- Description of the task: Find the lines containing the word "components" and copy every one of them.

··········

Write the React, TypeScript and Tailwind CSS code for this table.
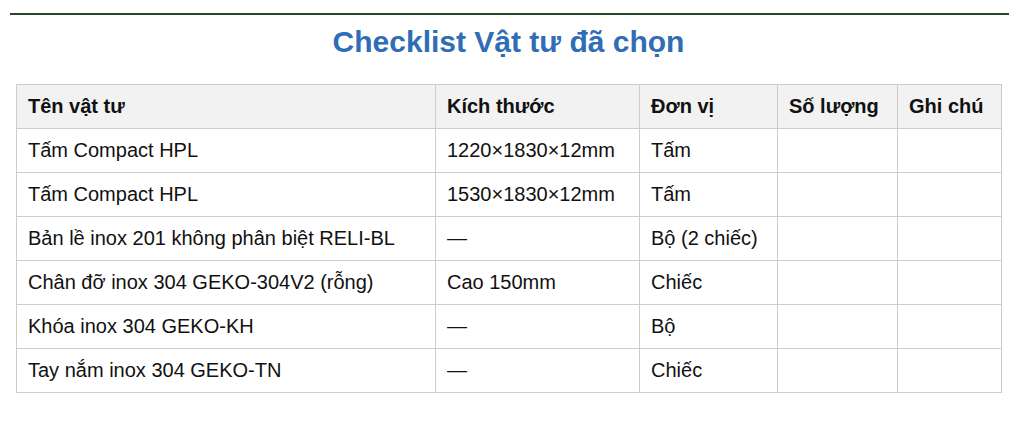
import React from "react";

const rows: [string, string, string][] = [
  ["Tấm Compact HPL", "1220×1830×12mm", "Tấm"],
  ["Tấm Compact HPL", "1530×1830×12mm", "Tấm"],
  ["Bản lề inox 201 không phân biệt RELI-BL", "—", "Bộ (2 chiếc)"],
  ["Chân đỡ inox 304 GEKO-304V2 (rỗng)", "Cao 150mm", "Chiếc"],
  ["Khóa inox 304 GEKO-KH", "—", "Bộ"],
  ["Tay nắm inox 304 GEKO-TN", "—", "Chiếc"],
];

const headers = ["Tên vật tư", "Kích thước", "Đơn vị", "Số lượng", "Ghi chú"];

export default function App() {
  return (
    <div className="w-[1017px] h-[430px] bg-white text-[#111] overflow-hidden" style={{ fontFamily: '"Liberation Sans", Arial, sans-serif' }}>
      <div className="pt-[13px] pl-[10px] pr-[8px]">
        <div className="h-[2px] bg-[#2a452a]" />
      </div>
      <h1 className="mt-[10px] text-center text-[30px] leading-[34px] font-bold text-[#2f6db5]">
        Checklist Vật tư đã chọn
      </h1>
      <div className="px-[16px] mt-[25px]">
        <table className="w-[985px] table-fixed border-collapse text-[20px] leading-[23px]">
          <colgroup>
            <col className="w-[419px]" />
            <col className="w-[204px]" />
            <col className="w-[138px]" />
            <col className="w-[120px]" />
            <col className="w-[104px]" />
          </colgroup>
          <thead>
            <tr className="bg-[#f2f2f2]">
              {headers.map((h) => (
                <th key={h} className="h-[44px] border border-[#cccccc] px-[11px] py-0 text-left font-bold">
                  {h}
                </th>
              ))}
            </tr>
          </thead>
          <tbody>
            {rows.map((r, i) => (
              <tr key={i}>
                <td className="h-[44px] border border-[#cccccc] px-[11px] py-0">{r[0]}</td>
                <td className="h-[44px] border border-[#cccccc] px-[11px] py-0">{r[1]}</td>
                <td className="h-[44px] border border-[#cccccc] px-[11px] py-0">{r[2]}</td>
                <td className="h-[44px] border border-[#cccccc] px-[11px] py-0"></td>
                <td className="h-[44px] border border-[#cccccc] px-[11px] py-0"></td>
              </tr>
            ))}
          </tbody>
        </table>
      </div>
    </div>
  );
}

··········

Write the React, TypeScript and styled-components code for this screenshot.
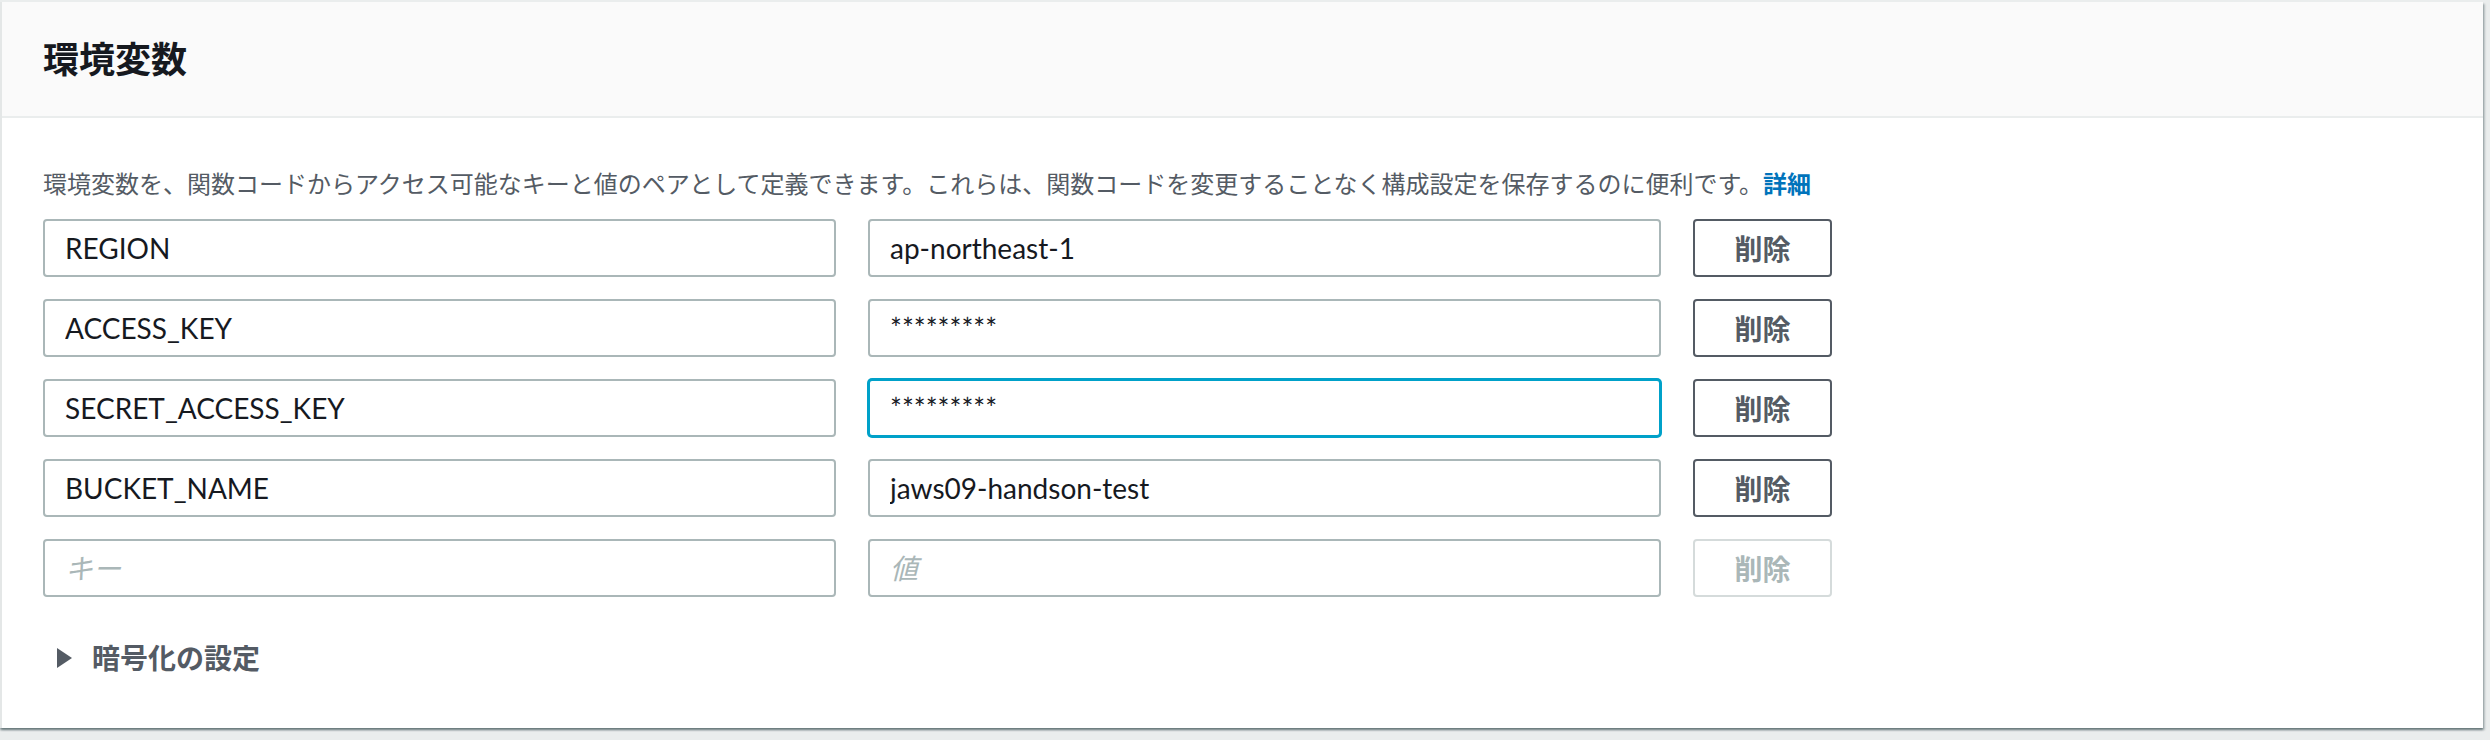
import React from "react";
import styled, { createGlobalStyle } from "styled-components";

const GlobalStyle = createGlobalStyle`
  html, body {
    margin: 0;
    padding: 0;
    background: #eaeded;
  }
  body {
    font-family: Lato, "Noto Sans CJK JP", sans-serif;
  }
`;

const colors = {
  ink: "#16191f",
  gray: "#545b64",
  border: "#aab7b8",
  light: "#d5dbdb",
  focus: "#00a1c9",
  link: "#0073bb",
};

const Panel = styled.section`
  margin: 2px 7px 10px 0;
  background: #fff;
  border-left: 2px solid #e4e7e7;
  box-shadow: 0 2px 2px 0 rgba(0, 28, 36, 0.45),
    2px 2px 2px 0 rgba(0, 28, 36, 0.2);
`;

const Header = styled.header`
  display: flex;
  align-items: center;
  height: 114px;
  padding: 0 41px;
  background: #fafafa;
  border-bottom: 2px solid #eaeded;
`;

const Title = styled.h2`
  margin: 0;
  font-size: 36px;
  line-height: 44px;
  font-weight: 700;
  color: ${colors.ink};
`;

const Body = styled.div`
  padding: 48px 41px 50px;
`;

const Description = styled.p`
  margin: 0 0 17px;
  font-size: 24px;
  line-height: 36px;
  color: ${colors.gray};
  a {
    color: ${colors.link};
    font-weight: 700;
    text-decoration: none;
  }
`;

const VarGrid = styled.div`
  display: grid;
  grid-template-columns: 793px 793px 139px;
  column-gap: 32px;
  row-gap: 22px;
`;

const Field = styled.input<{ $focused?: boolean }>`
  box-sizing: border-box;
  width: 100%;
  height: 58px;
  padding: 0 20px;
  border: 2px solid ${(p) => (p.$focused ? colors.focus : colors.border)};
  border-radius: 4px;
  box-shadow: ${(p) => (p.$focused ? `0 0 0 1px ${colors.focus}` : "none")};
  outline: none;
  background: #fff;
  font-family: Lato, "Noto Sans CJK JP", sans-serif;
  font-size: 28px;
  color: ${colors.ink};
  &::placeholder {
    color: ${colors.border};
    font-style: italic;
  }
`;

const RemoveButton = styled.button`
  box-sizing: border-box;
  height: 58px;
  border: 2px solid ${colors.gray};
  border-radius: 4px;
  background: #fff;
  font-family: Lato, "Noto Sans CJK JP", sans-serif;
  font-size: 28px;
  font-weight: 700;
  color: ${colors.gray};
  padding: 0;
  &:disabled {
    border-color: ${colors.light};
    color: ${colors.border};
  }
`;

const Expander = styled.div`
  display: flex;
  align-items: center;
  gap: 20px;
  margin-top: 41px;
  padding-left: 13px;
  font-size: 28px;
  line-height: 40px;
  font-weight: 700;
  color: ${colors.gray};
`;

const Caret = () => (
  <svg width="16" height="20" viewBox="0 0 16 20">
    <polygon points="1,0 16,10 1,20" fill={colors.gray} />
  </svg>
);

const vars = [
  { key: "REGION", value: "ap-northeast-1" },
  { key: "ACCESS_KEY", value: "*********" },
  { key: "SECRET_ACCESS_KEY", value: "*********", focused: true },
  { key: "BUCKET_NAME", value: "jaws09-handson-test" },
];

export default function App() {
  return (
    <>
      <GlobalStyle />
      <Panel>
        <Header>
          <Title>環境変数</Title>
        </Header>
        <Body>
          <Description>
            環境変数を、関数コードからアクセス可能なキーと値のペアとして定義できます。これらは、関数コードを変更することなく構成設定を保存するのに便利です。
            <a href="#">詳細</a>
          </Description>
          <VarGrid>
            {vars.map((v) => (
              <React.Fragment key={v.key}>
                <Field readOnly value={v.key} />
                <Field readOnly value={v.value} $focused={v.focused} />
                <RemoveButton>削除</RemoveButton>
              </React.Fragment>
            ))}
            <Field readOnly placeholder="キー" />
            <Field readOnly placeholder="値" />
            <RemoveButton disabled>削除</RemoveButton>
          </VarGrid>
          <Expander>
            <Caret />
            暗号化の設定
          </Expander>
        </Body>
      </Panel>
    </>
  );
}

··········

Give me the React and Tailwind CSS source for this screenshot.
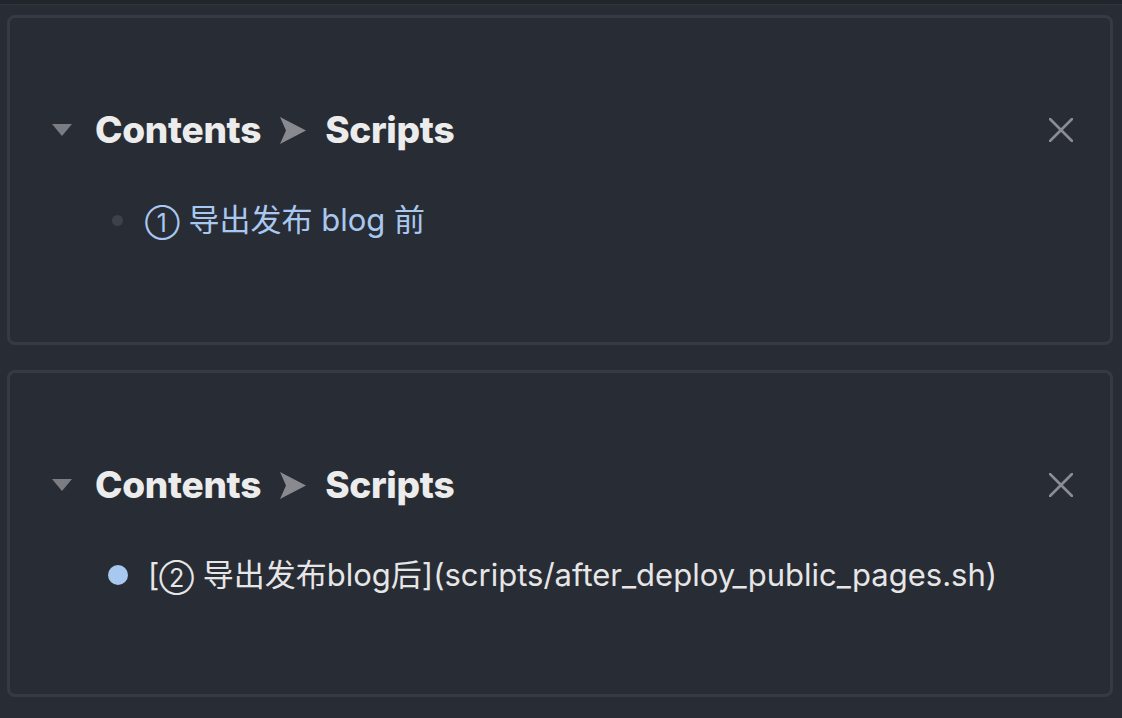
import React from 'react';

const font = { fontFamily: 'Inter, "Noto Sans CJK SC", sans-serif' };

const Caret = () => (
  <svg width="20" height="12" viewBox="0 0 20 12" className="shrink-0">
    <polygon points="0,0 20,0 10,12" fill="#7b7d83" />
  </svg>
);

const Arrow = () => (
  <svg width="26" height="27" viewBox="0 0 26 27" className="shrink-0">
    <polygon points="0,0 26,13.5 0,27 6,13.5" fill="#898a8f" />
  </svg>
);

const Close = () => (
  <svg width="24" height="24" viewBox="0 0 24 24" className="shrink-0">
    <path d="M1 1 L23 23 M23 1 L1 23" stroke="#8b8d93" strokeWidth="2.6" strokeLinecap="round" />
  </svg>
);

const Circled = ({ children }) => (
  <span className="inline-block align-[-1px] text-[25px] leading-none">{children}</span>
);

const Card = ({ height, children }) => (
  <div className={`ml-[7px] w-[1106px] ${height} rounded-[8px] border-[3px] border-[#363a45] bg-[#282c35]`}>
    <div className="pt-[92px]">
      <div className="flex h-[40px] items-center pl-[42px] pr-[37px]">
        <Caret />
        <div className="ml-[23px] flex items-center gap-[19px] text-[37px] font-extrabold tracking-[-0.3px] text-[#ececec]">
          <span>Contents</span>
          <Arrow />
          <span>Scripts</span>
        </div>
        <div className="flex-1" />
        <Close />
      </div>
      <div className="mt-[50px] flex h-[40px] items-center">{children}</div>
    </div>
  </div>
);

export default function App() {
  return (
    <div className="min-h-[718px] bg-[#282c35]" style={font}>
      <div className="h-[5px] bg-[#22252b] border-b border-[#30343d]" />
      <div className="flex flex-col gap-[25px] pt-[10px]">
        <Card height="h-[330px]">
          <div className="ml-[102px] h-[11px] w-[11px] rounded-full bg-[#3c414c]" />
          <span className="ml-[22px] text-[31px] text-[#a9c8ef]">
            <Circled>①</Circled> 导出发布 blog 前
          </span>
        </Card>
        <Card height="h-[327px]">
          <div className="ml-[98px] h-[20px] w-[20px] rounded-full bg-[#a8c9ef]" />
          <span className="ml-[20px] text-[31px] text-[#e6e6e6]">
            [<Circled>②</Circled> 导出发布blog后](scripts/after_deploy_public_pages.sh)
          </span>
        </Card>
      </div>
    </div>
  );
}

··········

- Task output:
Write the React, TypeScript and styled-components code for this screenshot.
import styled, { createGlobalStyle } from "styled-components";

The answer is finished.